What needs to be done = Select, from the material below, each line with "components" in it.

Task input =
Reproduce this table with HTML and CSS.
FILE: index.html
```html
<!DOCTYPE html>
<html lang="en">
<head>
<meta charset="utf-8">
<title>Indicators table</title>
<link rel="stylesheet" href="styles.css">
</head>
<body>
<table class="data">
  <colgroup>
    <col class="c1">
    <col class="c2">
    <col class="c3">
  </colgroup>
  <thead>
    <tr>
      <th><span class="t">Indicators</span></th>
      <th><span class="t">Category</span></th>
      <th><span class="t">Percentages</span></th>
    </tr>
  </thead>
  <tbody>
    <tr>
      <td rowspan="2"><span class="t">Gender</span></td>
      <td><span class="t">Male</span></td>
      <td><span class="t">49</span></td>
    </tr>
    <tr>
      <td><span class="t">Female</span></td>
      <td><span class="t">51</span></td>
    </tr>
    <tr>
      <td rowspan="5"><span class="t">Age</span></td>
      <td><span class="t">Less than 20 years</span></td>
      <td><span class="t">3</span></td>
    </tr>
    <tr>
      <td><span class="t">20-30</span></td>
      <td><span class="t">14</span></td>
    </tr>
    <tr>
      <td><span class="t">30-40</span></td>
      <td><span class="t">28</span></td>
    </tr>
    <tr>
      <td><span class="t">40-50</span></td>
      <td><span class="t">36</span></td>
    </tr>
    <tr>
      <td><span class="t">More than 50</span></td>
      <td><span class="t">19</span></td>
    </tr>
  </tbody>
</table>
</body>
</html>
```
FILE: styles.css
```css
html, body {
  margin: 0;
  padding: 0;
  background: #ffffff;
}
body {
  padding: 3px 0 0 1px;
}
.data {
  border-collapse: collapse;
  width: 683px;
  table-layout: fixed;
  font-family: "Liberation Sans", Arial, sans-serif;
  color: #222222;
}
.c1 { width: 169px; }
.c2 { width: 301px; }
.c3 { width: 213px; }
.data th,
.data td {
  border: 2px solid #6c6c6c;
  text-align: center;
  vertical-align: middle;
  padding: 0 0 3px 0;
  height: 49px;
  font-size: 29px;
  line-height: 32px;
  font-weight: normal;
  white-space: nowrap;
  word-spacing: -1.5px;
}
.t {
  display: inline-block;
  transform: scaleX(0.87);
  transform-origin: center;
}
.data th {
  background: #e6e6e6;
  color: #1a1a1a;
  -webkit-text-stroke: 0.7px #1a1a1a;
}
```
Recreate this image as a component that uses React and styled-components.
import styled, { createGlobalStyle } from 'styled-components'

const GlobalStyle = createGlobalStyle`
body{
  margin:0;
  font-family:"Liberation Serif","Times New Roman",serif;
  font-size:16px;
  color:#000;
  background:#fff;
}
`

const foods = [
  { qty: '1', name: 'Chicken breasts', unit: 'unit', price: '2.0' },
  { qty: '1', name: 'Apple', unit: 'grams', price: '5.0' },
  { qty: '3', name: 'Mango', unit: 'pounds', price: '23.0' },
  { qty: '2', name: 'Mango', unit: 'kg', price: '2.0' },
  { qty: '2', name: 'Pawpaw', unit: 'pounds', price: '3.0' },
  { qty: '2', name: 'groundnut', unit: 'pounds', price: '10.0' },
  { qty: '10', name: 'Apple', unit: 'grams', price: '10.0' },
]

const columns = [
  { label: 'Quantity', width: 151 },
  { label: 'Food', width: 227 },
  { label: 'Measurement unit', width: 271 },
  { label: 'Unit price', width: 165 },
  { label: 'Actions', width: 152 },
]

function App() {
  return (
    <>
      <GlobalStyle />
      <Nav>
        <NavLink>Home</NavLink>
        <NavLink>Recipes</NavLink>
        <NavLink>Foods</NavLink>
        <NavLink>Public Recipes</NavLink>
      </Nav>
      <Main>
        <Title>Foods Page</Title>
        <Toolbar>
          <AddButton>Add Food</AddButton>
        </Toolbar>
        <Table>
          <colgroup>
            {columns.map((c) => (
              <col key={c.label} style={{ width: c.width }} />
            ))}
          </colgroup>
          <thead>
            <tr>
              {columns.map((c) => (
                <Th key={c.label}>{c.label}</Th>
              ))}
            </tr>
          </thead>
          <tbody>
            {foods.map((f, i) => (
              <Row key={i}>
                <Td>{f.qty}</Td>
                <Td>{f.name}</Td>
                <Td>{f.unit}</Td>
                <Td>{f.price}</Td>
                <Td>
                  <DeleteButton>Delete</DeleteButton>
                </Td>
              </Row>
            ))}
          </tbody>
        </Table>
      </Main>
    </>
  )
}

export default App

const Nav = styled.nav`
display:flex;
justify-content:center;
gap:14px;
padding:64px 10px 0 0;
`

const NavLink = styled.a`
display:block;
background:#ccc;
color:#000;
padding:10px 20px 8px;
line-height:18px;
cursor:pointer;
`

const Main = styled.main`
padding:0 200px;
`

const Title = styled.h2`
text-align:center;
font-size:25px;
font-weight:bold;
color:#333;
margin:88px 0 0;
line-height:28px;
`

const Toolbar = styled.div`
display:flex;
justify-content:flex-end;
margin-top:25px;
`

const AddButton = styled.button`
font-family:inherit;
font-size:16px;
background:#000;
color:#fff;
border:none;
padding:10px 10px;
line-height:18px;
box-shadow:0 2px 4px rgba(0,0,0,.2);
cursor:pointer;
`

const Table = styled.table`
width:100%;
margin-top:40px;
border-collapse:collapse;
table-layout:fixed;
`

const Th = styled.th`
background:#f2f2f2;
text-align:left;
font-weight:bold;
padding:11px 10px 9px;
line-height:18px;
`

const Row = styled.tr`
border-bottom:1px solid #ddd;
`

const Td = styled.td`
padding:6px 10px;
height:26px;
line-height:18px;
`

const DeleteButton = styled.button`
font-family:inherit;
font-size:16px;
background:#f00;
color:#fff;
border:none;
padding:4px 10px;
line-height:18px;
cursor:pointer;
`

...

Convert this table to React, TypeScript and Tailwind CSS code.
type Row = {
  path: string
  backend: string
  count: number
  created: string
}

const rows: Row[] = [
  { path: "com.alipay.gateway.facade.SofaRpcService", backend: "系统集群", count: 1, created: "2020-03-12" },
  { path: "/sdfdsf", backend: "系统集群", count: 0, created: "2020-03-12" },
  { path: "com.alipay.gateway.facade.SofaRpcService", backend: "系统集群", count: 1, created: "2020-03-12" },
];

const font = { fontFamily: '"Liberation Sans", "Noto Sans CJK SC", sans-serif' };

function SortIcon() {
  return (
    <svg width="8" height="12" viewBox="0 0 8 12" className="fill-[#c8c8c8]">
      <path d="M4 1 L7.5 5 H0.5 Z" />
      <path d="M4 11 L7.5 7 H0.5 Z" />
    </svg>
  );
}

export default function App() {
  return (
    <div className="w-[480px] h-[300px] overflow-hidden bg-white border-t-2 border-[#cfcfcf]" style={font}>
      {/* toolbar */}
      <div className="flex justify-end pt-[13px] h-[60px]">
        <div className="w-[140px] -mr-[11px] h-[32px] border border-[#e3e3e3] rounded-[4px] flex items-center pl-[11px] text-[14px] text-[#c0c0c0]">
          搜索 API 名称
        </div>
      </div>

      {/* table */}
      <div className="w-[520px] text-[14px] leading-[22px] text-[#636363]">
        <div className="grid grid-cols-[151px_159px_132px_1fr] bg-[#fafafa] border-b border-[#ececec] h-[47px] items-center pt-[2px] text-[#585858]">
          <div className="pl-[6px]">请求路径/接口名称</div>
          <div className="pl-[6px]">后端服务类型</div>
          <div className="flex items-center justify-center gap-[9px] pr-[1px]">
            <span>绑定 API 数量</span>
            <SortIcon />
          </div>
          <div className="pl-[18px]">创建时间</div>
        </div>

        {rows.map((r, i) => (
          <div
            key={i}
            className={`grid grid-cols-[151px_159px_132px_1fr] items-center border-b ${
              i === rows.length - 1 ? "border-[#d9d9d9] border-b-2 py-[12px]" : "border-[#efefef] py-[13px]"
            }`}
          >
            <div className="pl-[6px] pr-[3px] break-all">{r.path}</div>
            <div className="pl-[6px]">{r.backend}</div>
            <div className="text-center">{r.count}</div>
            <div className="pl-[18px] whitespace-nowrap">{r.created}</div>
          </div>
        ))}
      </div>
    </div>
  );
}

* * *

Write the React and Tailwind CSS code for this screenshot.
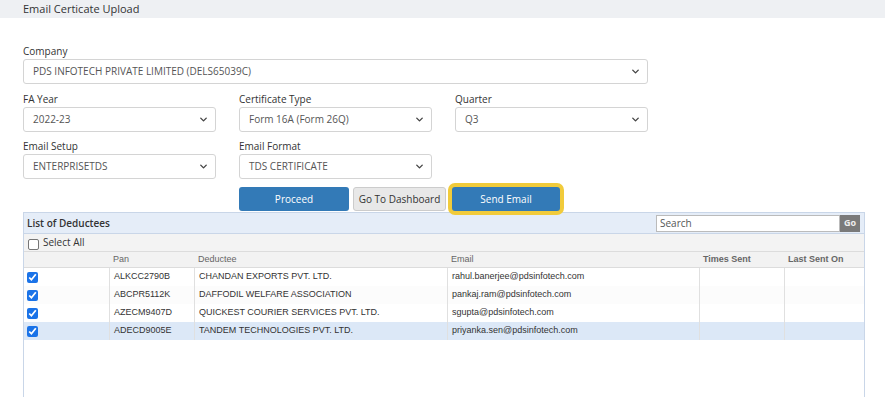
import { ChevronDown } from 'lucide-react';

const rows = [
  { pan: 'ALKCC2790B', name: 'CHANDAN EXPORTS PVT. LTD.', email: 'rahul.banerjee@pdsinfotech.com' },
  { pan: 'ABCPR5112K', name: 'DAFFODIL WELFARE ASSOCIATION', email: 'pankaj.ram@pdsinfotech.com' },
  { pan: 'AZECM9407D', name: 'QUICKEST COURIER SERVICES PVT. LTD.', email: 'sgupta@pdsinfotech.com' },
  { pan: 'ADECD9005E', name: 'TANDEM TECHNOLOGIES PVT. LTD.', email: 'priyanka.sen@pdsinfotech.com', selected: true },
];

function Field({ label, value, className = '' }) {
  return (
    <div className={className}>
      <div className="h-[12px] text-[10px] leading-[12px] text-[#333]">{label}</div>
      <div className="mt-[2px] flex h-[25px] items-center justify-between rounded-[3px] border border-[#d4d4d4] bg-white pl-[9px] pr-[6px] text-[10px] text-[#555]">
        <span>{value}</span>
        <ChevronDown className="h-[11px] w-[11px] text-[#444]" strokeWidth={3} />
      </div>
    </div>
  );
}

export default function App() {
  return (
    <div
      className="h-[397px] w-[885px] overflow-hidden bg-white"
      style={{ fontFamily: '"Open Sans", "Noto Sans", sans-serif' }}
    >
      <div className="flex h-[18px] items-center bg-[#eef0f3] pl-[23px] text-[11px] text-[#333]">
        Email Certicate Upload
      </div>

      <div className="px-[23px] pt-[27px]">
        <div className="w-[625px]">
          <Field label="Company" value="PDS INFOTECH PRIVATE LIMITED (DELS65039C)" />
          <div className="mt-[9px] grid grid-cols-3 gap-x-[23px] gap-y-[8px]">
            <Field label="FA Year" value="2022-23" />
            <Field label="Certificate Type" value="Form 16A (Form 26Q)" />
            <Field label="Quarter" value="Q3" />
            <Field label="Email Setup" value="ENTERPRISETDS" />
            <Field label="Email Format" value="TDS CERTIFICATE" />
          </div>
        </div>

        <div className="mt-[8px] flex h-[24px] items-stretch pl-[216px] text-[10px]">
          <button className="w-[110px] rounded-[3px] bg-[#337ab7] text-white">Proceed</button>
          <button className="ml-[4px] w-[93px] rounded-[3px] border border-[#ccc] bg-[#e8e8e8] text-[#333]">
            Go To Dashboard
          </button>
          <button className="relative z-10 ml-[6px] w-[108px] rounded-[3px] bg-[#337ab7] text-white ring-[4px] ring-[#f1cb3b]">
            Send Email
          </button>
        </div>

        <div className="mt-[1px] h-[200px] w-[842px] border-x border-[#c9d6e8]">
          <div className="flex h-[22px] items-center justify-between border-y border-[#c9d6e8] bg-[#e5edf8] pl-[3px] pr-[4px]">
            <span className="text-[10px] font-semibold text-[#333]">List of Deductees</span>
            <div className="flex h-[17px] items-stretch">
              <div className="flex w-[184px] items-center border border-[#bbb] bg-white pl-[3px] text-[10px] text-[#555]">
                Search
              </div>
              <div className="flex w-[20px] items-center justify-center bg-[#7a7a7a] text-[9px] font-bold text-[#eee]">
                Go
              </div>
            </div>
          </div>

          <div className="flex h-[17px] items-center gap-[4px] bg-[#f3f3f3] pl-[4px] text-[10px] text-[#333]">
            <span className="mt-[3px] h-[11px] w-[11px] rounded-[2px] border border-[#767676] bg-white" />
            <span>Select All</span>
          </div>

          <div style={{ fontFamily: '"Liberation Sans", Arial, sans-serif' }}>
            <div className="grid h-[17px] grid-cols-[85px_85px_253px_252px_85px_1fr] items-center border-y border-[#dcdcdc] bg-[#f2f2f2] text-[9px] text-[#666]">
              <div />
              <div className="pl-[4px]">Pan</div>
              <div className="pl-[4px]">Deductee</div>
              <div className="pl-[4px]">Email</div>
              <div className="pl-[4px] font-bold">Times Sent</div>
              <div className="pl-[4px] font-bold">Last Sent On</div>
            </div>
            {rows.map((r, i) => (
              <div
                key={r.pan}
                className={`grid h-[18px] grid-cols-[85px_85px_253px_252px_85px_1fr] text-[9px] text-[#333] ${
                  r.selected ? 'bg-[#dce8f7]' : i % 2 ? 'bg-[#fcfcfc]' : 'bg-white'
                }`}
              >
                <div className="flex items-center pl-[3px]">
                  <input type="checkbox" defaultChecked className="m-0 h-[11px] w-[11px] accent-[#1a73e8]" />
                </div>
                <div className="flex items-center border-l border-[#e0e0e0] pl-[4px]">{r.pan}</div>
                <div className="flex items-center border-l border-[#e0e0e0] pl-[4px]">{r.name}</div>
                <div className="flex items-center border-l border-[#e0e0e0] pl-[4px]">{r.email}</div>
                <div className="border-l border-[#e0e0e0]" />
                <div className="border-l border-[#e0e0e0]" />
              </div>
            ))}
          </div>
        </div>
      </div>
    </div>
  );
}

Correct result =
Recreate this image as a component that uses React and styled-components.
import styled, { createGlobalStyle } from 'styled-components'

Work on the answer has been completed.